Saturday, January 30, 2021

Good talks/podcasts (Jan 2021 I)

 


 These are the best podcast/talks I've seen/listen to recently:

  • Beyond Developer (Dan North) [Agile, Company Culture, Engineering Culture, Inspirational] (⭐⭐⭐⭐⭐) The modern developer needs to be constantly reinventing themselves, learning, and helping others to do the same. In this session, Dan explores some of the skills and characteristics of the modern developer, and suggests some ways you can grow them for yourself.
  • Continuous Integration vs Feature Branch Workflow (Dave Farley) [Agile, Continuous Delivery, Technical Practices, XP] (⭐⭐⭐⭐⭐) Essential 5-minute video.
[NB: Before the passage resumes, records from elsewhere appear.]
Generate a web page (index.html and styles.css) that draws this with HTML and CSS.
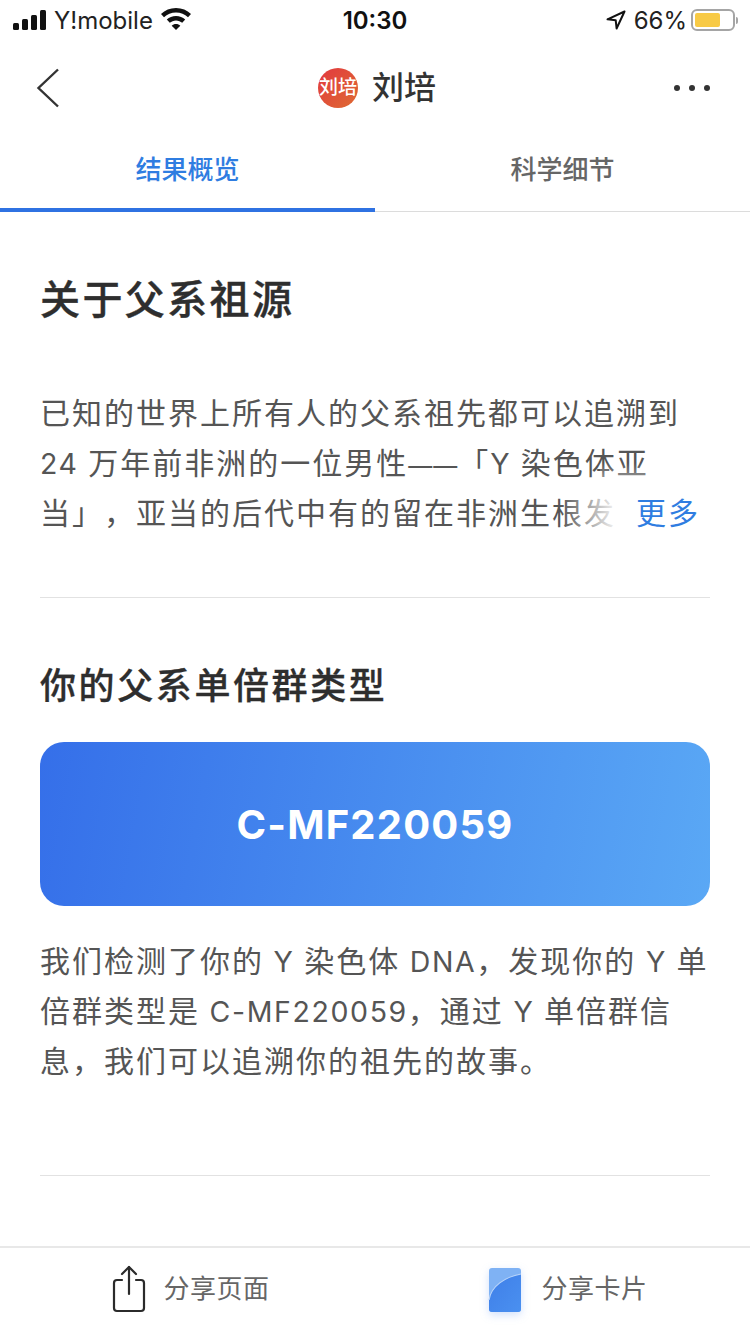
FILE: index.html
```html
<!DOCTYPE html>
<html lang="zh-CN">
<head>
<meta charset="utf-8">
<title>刘培</title>
<link rel="stylesheet" href="styles.css">
</head>
<body>
<div class="page">
  <div class="status">
    <div class="status-side">
      <svg class="signal" width="36" height="20" viewBox="0 0 36 20"><rect x="0" y="13" width="6" height="7" rx="1.5"/><rect x="9" y="9" width="6" height="11" rx="1.5"/><rect x="18" y="5" width="6" height="15" rx="1.5"/><rect x="27" y="0" width="6" height="20" rx="1.5"/></svg>
      <span class="carrier">Y!mobile</span>
      <svg class="wifi" width="30" height="22" viewBox="0 0 30 22"><path d="M15 0C9 0 4 2.300 0 6l3 3.200C6.200 6.200 10.400 4.400 15 4.400s8.800 1.800 12 4.800L30 6C26 2.300 21 0 15 0z"/><path d="M15 8c-3.600 0-6.800 1.400-9.200 3.600l3 3.200C10.400 13.300 12.600 12.400 15 12.400s4.600.9 6.200 2.400l3-3.200C21.800 9.400 18.600 8 15 8z"/><path d="M15 16c-1.700 0-3.200.6-4.300 1.700L15 22l4.300-4.300C18.200 16.600 16.700 16 15 16z"/></svg>
    </div>
    <div class="time">10:30</div>
    <div class="status-side status-right">
      <svg class="loc" width="20" height="20" viewBox="0 0 20 20"><path d="M18.500 1.500 1.500 9.300l8.200.9.900 8.300z" fill="none" stroke="#111" stroke-width="2" stroke-linejoin="round"/></svg>
      <span class="pct">66%</span>
      <div class="battery"><div class="battery-fill"></div></div>
      <div class="battery-cap"></div>
    </div>
  </div>

  <div class="nav">
    <svg class="back" width="24" height="40" viewBox="0 0 24 40"><path d="M22 1.500 2.500 20 22 38.500" fill="none" stroke="#333" stroke-width="2.400"/></svg>
    <div class="nav-title">
      <span class="avatar">刘培</span>
      <span class="name">刘培</span>
    </div>
    <div class="dots"><i></i><i></i><i></i></div>
  </div>

  <div class="tabs">
    <div class="tab tab-active">结果概览</div>
    <div class="tab">科学细节</div>
  </div>

  <main class="content">
    <section class="about">
      <h1 class="title">关于父系祖源</h1>
      <div class="clamp">
        <div class="para">
          <div class="line"><span>已知的世界上所有人的父系祖先都可以追溯到</span></div>
          <div class="line"><span class="latin">24 </span><span>万年前非洲的一位男性</span><span class="dash">——</span><span>「</span><span class="latin">Y </span><span>染色体亚</span></div>
          <div class="line"><span>当」，亚当的后代中有的留在非洲生根发</span></div>
        </div>
        <div class="fade-top"></div>
        <div class="more"><span class="more-label">更多</span></div>
      </div>
    </section>
    <section class="haplo">
      <h2 class="subtitle">你的父系单倍群类型</h2>
      <div class="card">C-MF220059</div>
      <div class="para">
        <div class="line"><span>我们检测了你的</span><span class="latin"> Y </span><span>染色体</span><span class="latin"> DNA</span><span>，发现你的</span><span class="latin"> Y </span><span>单</span></div>
        <div class="line"><span>倍群类型是</span><span class="latin"> C-MF220059</span><span>，通过</span><span class="latin"> Y </span><span>单倍群信</span></div>
        <div class="line"><span>息，我们可以追溯你的祖先的故事。</span></div>
      </div>
    </section>
  </main>

  <div class="bottom">
    <div class="action">
      <svg class="share-icon" width="34" height="48" viewBox="0 0 34 48"><g fill="none" stroke="#2b2b2b" stroke-width="2.200" stroke-linecap="round" stroke-linejoin="round"><path d="M10 15H5a3 3 0 0 0-3 3v25a3 3 0 0 0 3 3h24a3 3 0 0 0 3-3V18a3 3 0 0 0-3-3h-5"/><path d="M17 29V2"/><path d="M10 9l7-7 7 7"/></g></svg>
      <span class="action-label">分享页面</span>
    </div>
    <div class="action">
      <svg class="card-icon" width="44" height="56" viewBox="0 0 44 56"><defs><linearGradient id="g1" x1="0" y1="0" x2="1" y2="1"><stop offset="0" stop-color="#3f7fe8"/><stop offset="1" stop-color="#4a90f0"/></linearGradient></defs><rect x="6" y="4" width="32" height="44" rx="3" fill="#7fb2f4"/><path d="M6 36C8 22 22 13 38 10v35a3 3 0 0 1-3 3H9a3 3 0 0 1-3-3z" fill="url(#g1)"/><path d="M6 36C8 22 22 13 38 10" fill="none" stroke="#b9d5fa" stroke-width="1.200"/></svg>
      <span class="action-label">分享卡片</span>
    </div>
  </div>
</div>
</body>
</html>
```

FILE: styles.css
```css
* { box-sizing: border-box; }
html, body { margin: 0; padding: 0; background: #fff; }
body { font-family: Inter, "Noto Sans CJK SC", sans-serif; color: #333; text-spacing-trim: space-all; }
.page { width: 750px; height: 1334px; display: flex; flex-direction: column; overflow: hidden; }

.status { height: 40px; padding: 0 12px 0 13px; display: flex; align-items: center; justify-content: space-between; position: relative; color: #111; font-size: 24px; }
.status-side { display: flex; align-items: center; }
.signal { fill: #111; margin-right: 5px; margin-top: -1px; }
.carrier { color: #222; }
.wifi { fill: #111; margin-left: 8px; margin-top: -2px; }
.time { position: absolute; left: 0; right: 0; text-align: center; font-weight: 600; font-size: 24px; pointer-events: none; }
.status-right { position: relative; }
.loc { margin-right: 8px; }
.pct { color: #222; margin-right: 4px; font-size: 24px; }
.battery { width: 44px; height: 22px; border: 2px solid #a5a5a5; border-radius: 6px; padding: 2px; }
.battery-fill { width: 25px; height: 14px; background: #f8ca45; border-radius: 2px; }
.battery-cap { width: 2px; height: 7px; background: #a5a5a5; border-radius: 0 2px 2px 0; margin-left: 1px; }

.nav { height: 96px; display: flex; align-items: center; justify-content: center; position: relative; }
.back { position: absolute; left: 36px; top: 28px; }
.nav-title { display: flex; align-items: center; gap: 14px; padding-left: 4px; }
.avatar { width: 40px; height: 40px; border-radius: 50%; background: linear-gradient(135deg, #e2383f, #de6b32); color: #fff; font-size: 19px; font-weight: 500; line-height: 40px; text-align: center; white-space: nowrap; }
.name { font-size: 32px; line-height: 40px; color: #333; font-weight: 500; }
.dots { position: absolute; right: 40px; top: 45px; display: flex; gap: 9px; }
.dots i { width: 6px; height: 6px; border-radius: 50%; background: #333; display: block; }

.tabs { height: 76px; display: flex; border-bottom: 1px solid #dcdcdc; }
.tab { flex: 1; text-align: center; font-size: 26px; line-height: 68px; color: #666; font-weight: 500; }
.tab-active { color: #2f7de1; border-bottom: 4px solid #2f72e2; height: 76px; }

.content { flex: 1; padding: 0 40px; }
.about { padding: 60px 0 59px; border-bottom: 1px solid #e2e2e2; }
.title { margin: 0 0 60px; font-size: 40px; line-height: 56px; letter-spacing: 2.4px; font-weight: 500; color: #2e2e2e; -webkit-text-stroke: 0.4px #2e2e2e; }
.clamp { height: 150px; overflow: hidden; position: relative; }
.para { font-size: 30px; line-height: 50px; letter-spacing: 2px; color: #555; }
.line { height: 50px; white-space: pre; }
.latin { font-size: 28.5px; letter-spacing: 1.6px; line-height: 1; }
.dash { font-size: 24px; letter-spacing: 1px; line-height: 1; }
.fade-top { position: absolute; right: 50px; top: 75px; width: 60px; height: 25px; background: linear-gradient(to bottom, rgba(255,255,255,0), rgba(255,255,255,.6)); }
.more { position: absolute; right: 0; bottom: 0; width: 150px; height: 50px; display: flex; justify-content: flex-end; background: linear-gradient(to right, rgba(255,255,255,0), #fff 40%); }
.more-label { font-size: 30px; line-height: 50px; letter-spacing: 2px; color: #2f7de1; padding-right: 10px; }

.haplo { padding: 63px 0 89px; border-bottom: 1px solid #e2e2e2; }
.subtitle { margin: 0 0 31px; font-size: 36px; line-height: 50px; letter-spacing: 2.6px; font-weight: 500; color: #2e2e2e; -webkit-text-stroke: 0.3px #2e2e2e; }
.card { height: 164px; border-radius: 24px; background: linear-gradient(100deg, #356fe9, #5aa8f5); color: #fff; font-weight: 700; font-size: 40px; letter-spacing: 1.2px; display: flex; align-items: center; justify-content: center; margin-bottom: 30px; }

.bottom { height: 88px; border-top: 2px solid #e8e8e8; margin-top: -1px; padding-bottom: 10px; display: flex; }
.action { flex: 1; display: flex; align-items: center; justify-content: center; gap: 20px; padding-left: 4px; }
.action-label { font-size: 26px; letter-spacing: .5px; color: #666; }
.share-icon { margin: 6px -3px 0 3px; }
.card-icon { filter: drop-shadow(0 3px 4px rgba(70,130,240,.25)); margin: 12px -6px 0 2px; }
```
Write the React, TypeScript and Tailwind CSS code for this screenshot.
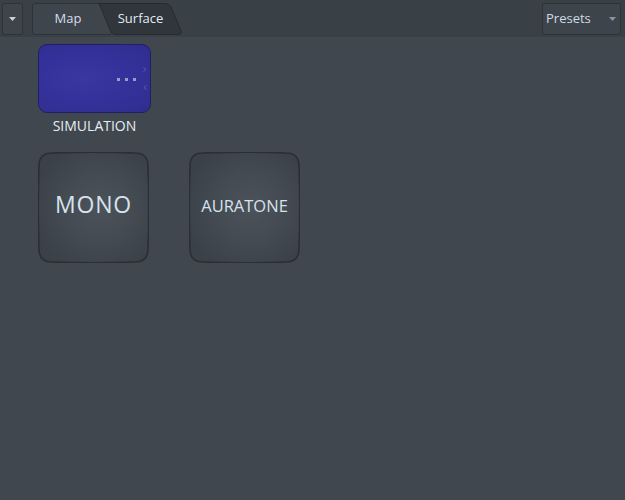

In this video Dave Farley explains the difference and why the two are largely mutually exclusive, and then explains how to live in the CI world by describing three different approaches to keeping the software working as it evolves.
  • Product Roadmaps with Bruce McCarthy (Bruce McCarthy) [Lean Product Management, Product, Product Discovery, Product Strategy] A talk about Product Roadmaps and how changing how businesses see roadmaps will help teams build more impactful software for their customers.
  • Second Generation Lean Product Development Flow (Donald Reinertsen) [Lean, Lean Product Management, Mental models, Product, Product Strategy] (⭐⭐⭐⭐⭐) An introduction to Lean Product Development Flow given by Don Reinertsen at Adventures with Agile in London. This talk is a must to understand modern product development (Flow, uncertainty, Little's law, cost of delay, the value of feedback, queues, batch size, etc).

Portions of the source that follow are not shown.